Although nothing beats the nostalgia of opening up that can of whipped cream for dessert, I prefer to avoid as many preservatives and unnecessary ingredients in my foods.
During the #localthirty challenge in September I was forced to look at everything that was going on my plate and into my mouth. Was it produced within 200 miles? Can I grow it or buy it from a local farmer?
While I didn't want to stress myself out during the challenge, I was happy to step up to the plate and find great substitutes and even better - easy recipes with simple ingredients.
And Honey Whipped Cream was made! Not that I invented it (hardly!) but the honey came from our backyard honeybees and the cream was locally sourced. I will definitely be making this recipe after the challenge is over!
Honey Whipped Cream Topping
Half pint of heavy whipping cream
1 tablespoon of raw, local honey
Make sure the whipping bowl is cold (freeze at least 5 minutes before making this dish)
Add cream to bowl (I use a KitchenAid Mixer) and start slow then increase whipping speed
When cream starts to thicken a little, add honey then continue whipping until light, fluffy and desired consistency
Be careful not to over-whip! Then you will be making butter :)
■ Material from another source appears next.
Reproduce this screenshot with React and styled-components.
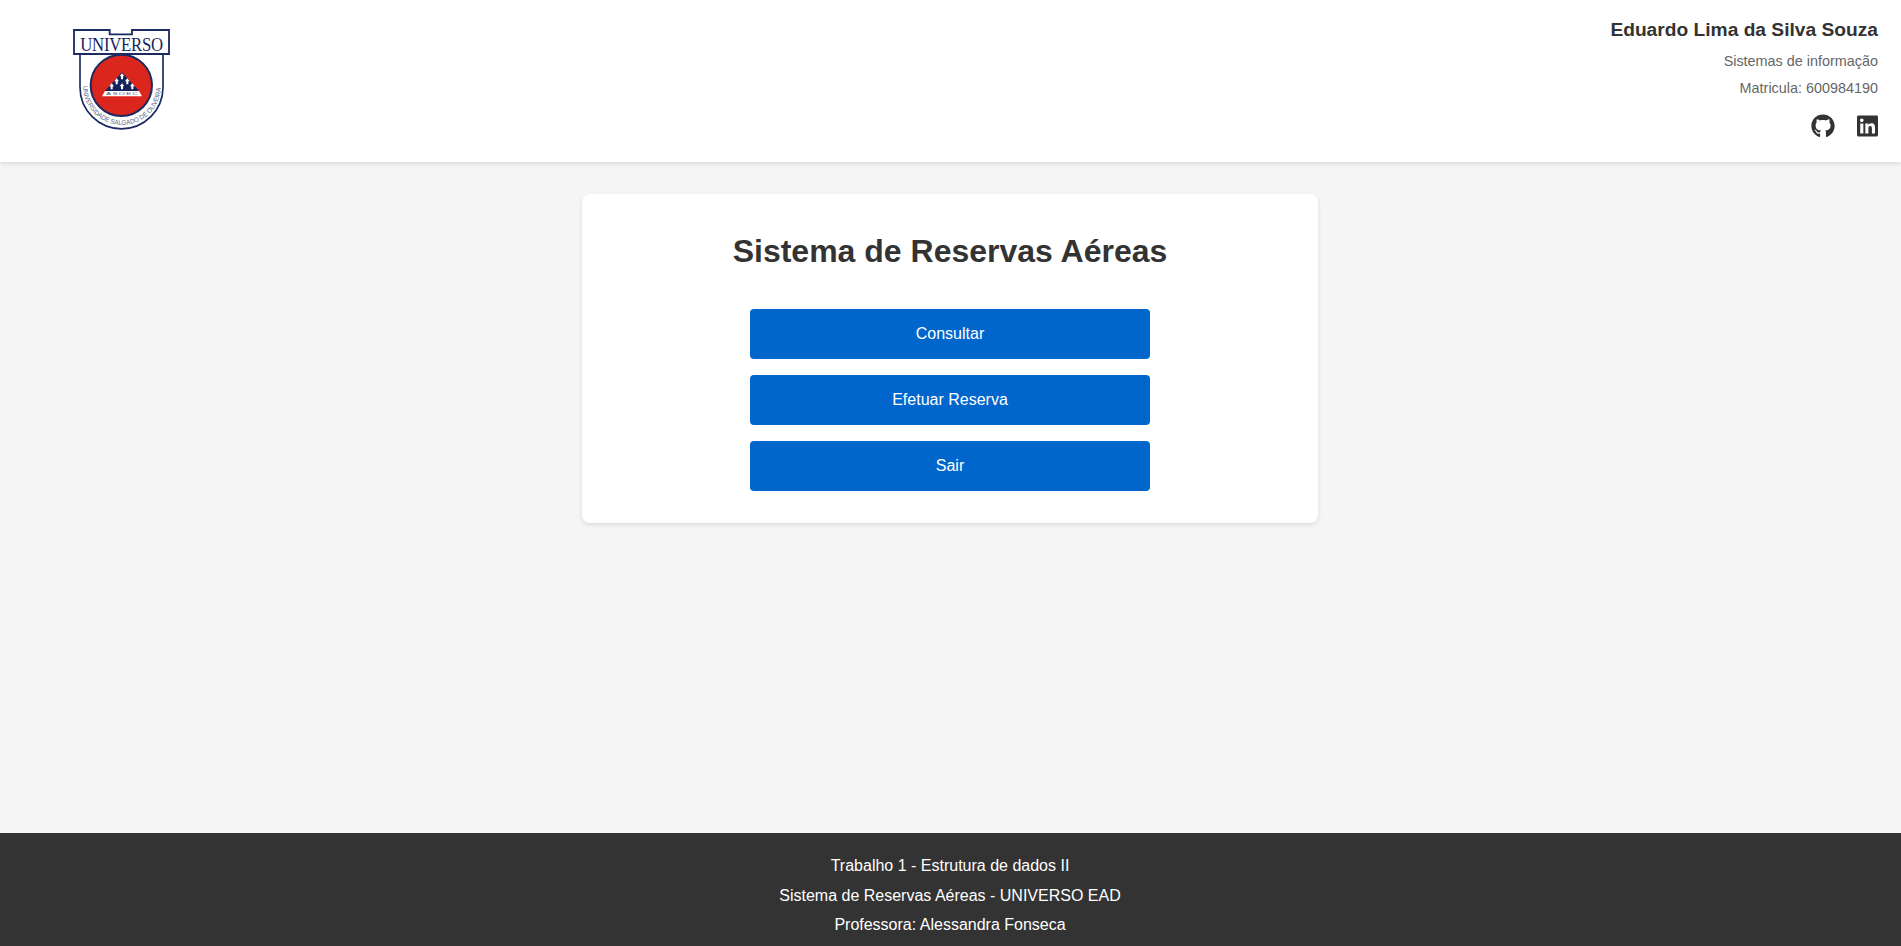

I made a small serving one evening for me, my husband and son, so feel free to double the recipe for larger gatherings or for larger portions.
Those dairy free can absolutely substitute 1 can of full fat coconut milk.
Serve on top of sautéed pears with honey or any kind of baked fruit dessert. Just plain cut up fruit is great too (whatever is in season)!
**Please use organic and natural ingredients whenever possible.